Team leader Armando Guzman, and Hydrologist, Isabella Bovolo, told the Government Information Agency (GINA) that they are here as a follow-up to phase one of the project.
waterGuzman, in explaining the visit stated: “Our presence here is precisely to identify how the Bank can help the country to continue implementing the project. We expect to have actual works being executed later this year, we have the normal challenges we would have in implementation everywhere else.”
Meanwhile, Bovolo said that they are satisfied that the main recommendations to fix the EDWC are being executed.
“The main recommendations are being carried out so the rehabilitation of certain sections of the dam which were deemed to be the most at risk of failure have been rehabilitated, and those are the pump stations alongside to that to increase the drainage, the East Coast drainage,” Bovolo explained.

The EDWC adaptation project is funded by the International Development Association (IDA) of the Word Bank and is being implemented in two phases. Guzman explained that studies and analyses were carried out prior to the design and acceptance of the project which is intended to prevent flooding similar to that of 2005. “For the EDWC, we have a US$12 million loan from the IDA envelope that we have for the country, and for the Cunha Canal we have a US$3.5 million from the Guyana Redd Investment Fund (GRIF). That’s the financial contribution, but I think that the bank and many others have contributed to this because we have carried out the service and engineering analysis required for this, so it’s not only giving the money for implementing the works, but also doing the analysis,” Guzman explained.
The official added: “We invested a little more than three million to do all the base line studies and analysis to recommend the optimal solution for the flooding in the area.”

Bovolo, who participated in phase one of the EDWC adaptation project, explained: “This is the implementation phase of the studies so we are looking at actually installing infrastructure whereas the previous conservancy adaptation project did a lot of modelling, a lot of studies to understand how the conservancy worked and hydraulically looking at the safety of the dam and those on the East Coast drainage systems.”
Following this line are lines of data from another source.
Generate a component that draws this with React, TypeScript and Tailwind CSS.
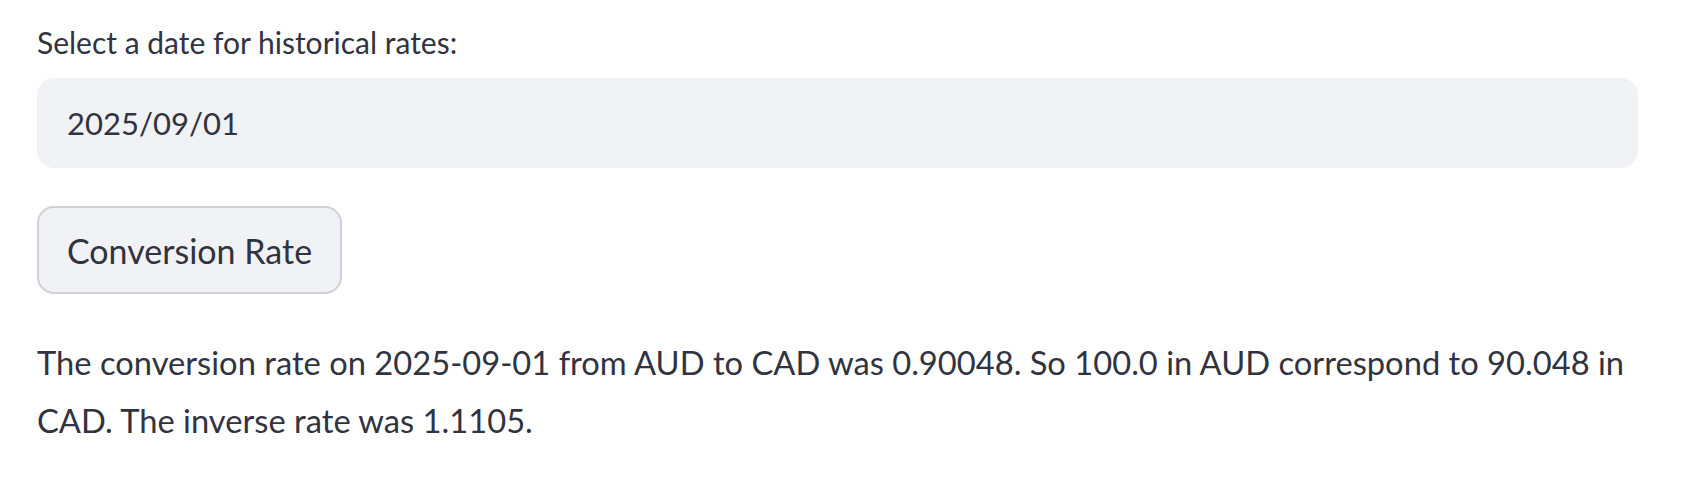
import React, { useState } from 'react';

const App = () => {
  const [date] = useState('2025/09/01');

  return (
    <div
      className="w-full min-h-screen bg-white pl-[37px] pr-[43px] pt-[18px] text-[#31333f]"
      style={{ fontFamily: '"Source Sans Pro", Lato, "Noto Sans", sans-serif' }}
    >
      {/* date input */}
      <label htmlFor="date" className="block h-[48px] leading-[48px] text-[30px]">
        Select a date for historical rates:
      </label>
      <div className="mt-[12px] flex h-[90px] items-center rounded-[17px] bg-[#f0f2f6] px-[30px]">
        <input
          id="date"
          readOnly
          value={date}
          className="w-full bg-transparent text-[31px] text-[#31333f] outline-none"
        />
      </div>

      {/* button */}
      <button
        type="button"
        className="mt-[38px] flex h-[88px] w-[305px] items-center justify-center rounded-[17px] border-2 border-[#cfd1d7] bg-[#f0f2f6] text-[34px] text-[#31333f]"
      >
        Conversion Rate
      </button>

      {/* result */}
      <p className="mt-[40px] text-[32.7px] leading-[58px]">
        The conversion rate on 2025-09-01 from AUD to CAD was 0.90048. So 100.0 in AUD correspond to 90.048 in
        CAD. The inverse rate was 1.1105.
      </p>
    </div>
  );
};

export default App;
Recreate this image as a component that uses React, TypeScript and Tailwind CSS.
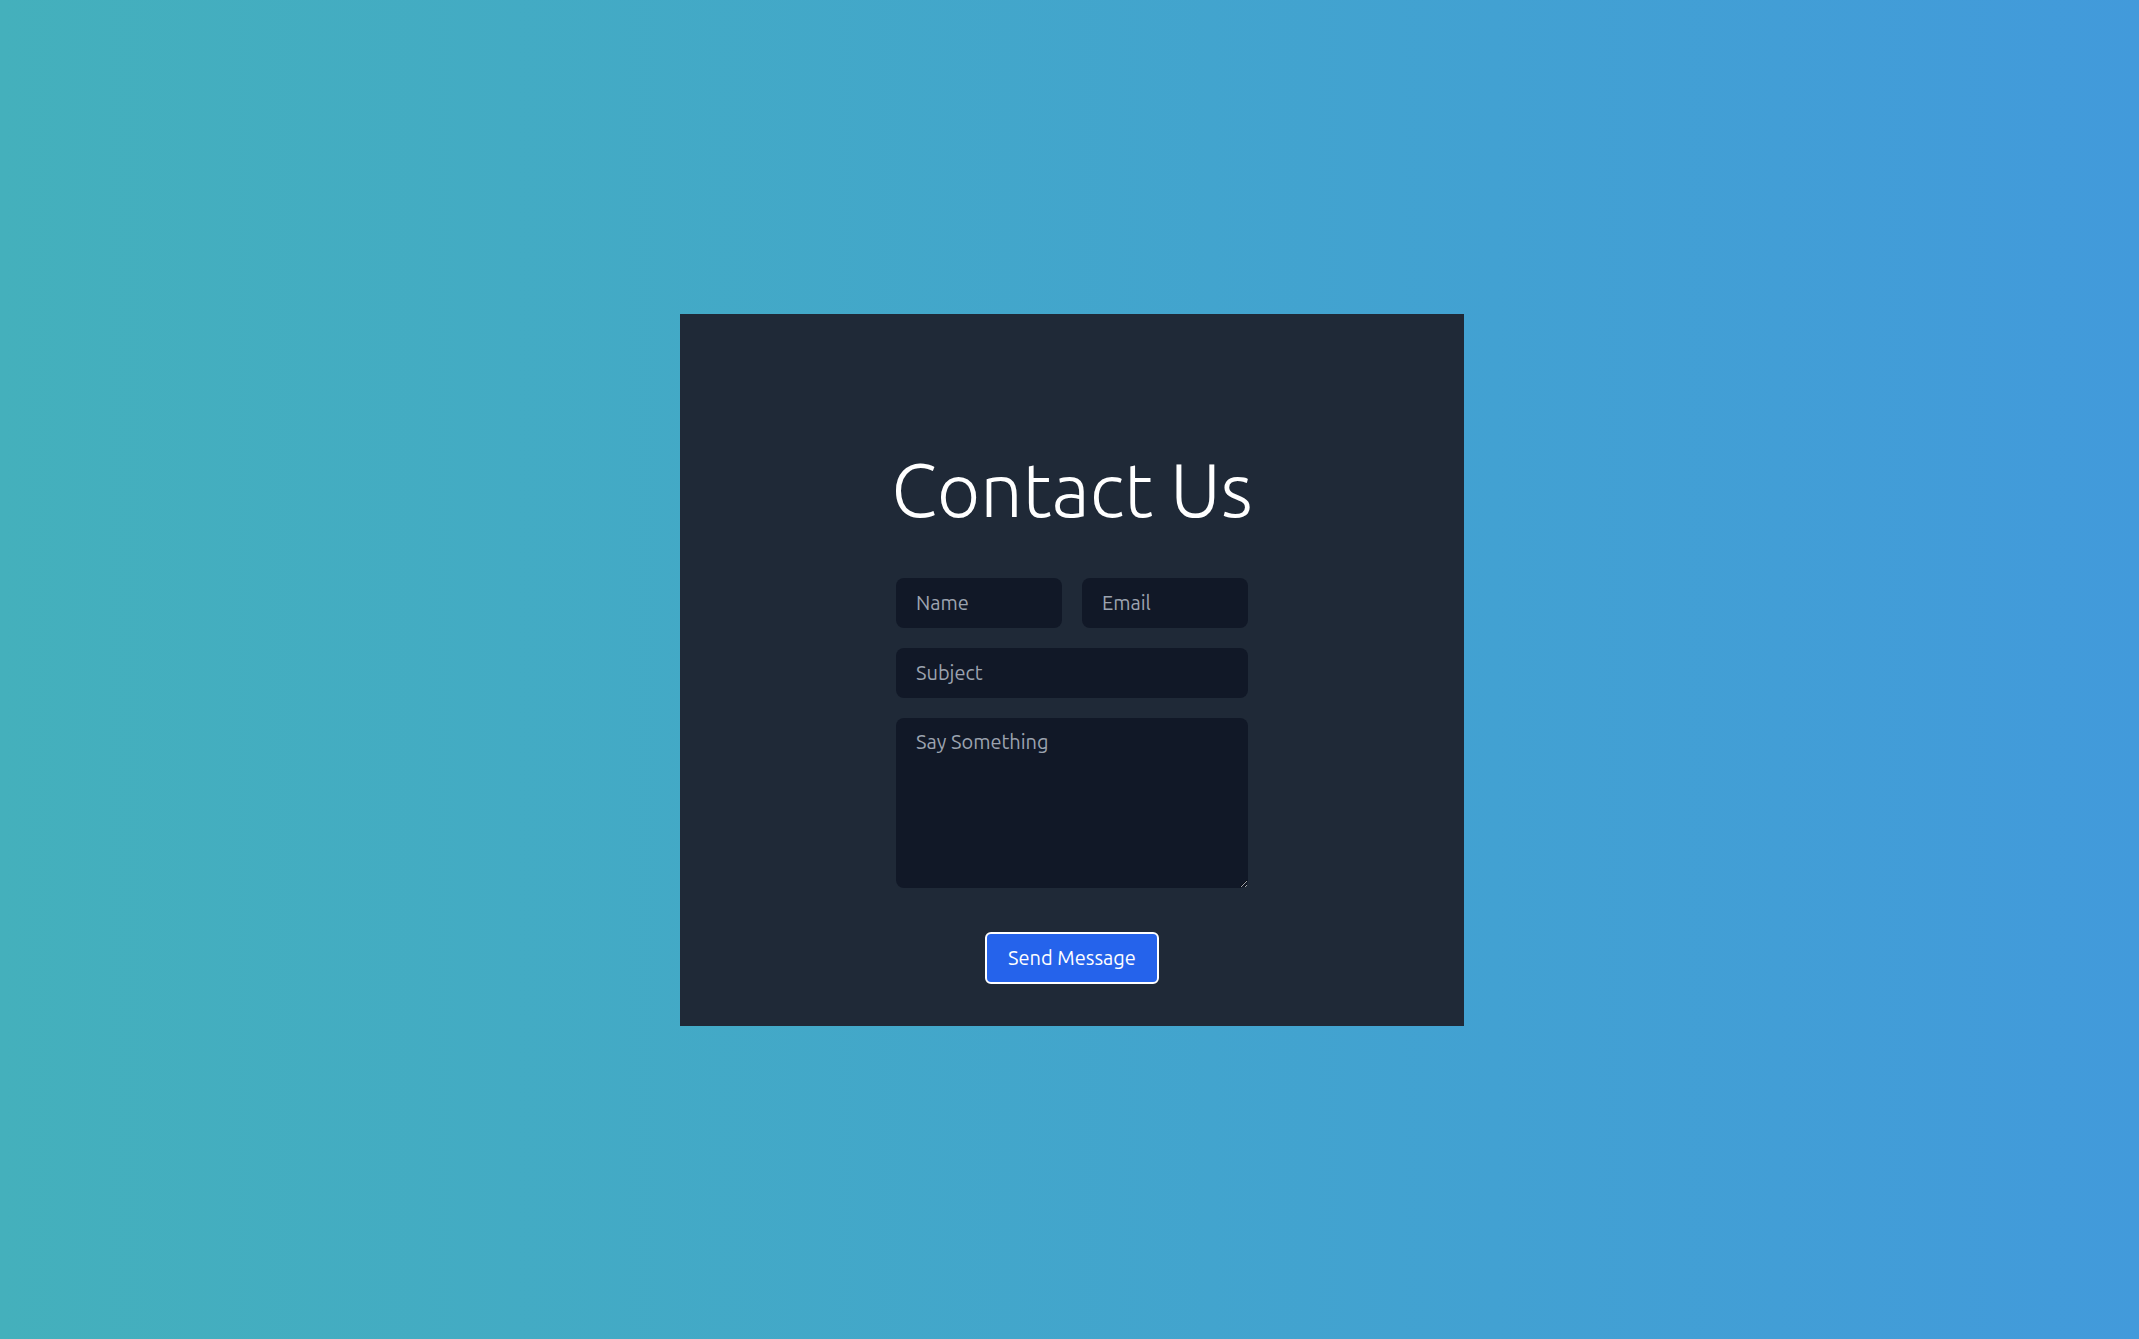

The Flood Risk Management Project, a component of the EDWC adaptation project, seeks to upgrade critical sections of the conservancy’s dams and canals; significantly improve the drainage capacity in priority areas along the East Coast; and increase the institutional capacity by the implementation of dam-safety measures and practices, including the installation of instruments to monitor hydrometerological data.

The project also caters for acquisition of heavy equipment to facilitate the upgrading and increased pumping capacity of the critical drainage areas, and will see more than 300,000 citizens in flood-prone regions on the East Coast Demerara benefiting tremendously from reduced flooding and climate risk.